== Objective ==
Copy everything in the data below exactly except the pictures.

== Collected data ==
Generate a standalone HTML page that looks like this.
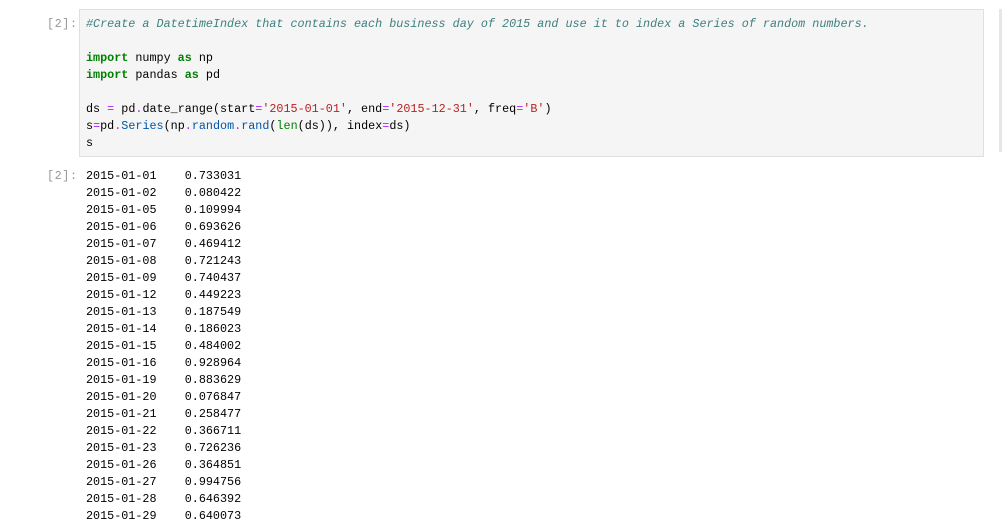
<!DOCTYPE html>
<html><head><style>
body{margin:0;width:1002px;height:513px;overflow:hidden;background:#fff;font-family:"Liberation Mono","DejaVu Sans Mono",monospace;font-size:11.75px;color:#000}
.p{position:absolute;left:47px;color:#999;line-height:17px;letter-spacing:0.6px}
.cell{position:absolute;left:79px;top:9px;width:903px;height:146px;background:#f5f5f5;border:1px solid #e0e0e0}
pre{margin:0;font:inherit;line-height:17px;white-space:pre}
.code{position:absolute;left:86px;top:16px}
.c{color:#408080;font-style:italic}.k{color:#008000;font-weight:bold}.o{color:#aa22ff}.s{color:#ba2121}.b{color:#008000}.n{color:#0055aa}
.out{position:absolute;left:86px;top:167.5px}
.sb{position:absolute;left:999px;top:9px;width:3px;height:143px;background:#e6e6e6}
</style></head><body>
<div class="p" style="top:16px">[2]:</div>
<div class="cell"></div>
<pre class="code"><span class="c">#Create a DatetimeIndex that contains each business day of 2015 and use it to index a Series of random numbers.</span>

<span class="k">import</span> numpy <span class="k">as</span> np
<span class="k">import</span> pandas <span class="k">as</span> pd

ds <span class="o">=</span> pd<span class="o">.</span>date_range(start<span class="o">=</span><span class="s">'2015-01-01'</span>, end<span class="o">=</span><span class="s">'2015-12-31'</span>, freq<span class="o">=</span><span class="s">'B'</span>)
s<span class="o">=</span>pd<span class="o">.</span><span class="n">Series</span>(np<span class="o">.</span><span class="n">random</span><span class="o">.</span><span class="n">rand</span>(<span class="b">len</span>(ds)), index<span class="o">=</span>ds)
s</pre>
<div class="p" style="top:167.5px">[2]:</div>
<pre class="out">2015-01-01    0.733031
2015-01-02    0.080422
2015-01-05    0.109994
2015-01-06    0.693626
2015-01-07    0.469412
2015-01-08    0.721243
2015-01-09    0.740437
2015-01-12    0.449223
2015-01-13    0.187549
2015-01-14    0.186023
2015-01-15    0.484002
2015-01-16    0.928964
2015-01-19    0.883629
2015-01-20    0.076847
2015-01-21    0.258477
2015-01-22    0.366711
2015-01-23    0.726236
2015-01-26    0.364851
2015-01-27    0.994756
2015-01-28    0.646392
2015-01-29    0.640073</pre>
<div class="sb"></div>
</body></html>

== Answer to the task ==
Generate a standalone HTML page that looks like this.
<!DOCTYPE html>
<html><head><style>
body{margin:0;width:1002px;height:513px;overflow:hidden;background:#fff;font-family:"Liberation Mono","DejaVu Sans Mono",monospace;font-size:11.75px;color:#000}
.p{position:absolute;left:47px;color:#999;line-height:17px;letter-spacing:0.6px}
.cell{position:absolute;left:79px;top:9px;width:903px;height:146px;background:#f5f5f5;border:1px solid #e0e0e0}
pre{margin:0;font:inherit;line-height:17px;white-space:pre}
.code{position:absolute;left:86px;top:16px}
.c{color:#408080;font-style:italic}.k{color:#008000;font-weight:bold}.o{color:#aa22ff}.s{color:#ba2121}.b{color:#008000}.n{color:#0055aa}
.out{position:absolute;left:86px;top:167.5px}
.sb{position:absolute;left:999px;top:9px;width:3px;height:143px;background:#e6e6e6}
</style></head><body>
<div class="p" style="top:16px">[2]:</div>
<div class="cell"></div>
<pre class="code"><span class="c">#Create a DatetimeIndex that contains each business day of 2015 and use it to index a Series of random numbers.</span>

<span class="k">import</span> numpy <span class="k">as</span> np
<span class="k">import</span> pandas <span class="k">as</span> pd

ds <span class="o">=</span> pd<span class="o">.</span>date_range(start<span class="o">=</span><span class="s">'2015-01-01'</span>, end<span class="o">=</span><span class="s">'2015-12-31'</span>, freq<span class="o">=</span><span class="s">'B'</span>)
s<span class="o">=</span>pd<span class="o">.</span><span class="n">Series</span>(np<span class="o">.</span><span class="n">random</span><span class="o">.</span><span class="n">rand</span>(<span class="b">len</span>(ds)), index<span class="o">=</span>ds)
s</pre>
<div class="p" style="top:167.5px">[2]:</div>
<pre class="out">2015-01-01    0.733031
2015-01-02    0.080422
2015-01-05    0.109994
2015-01-06    0.693626
2015-01-07    0.469412
2015-01-08    0.721243
2015-01-09    0.740437
2015-01-12    0.449223
2015-01-13    0.187549
2015-01-14    0.186023
2015-01-15    0.484002
2015-01-16    0.928964
2015-01-19    0.883629
2015-01-20    0.076847
2015-01-21    0.258477
2015-01-22    0.366711
2015-01-23    0.726236
2015-01-26    0.364851
2015-01-27    0.994756
2015-01-28    0.646392
2015-01-29    0.640073</pre>
<div class="sb"></div>
</body></html>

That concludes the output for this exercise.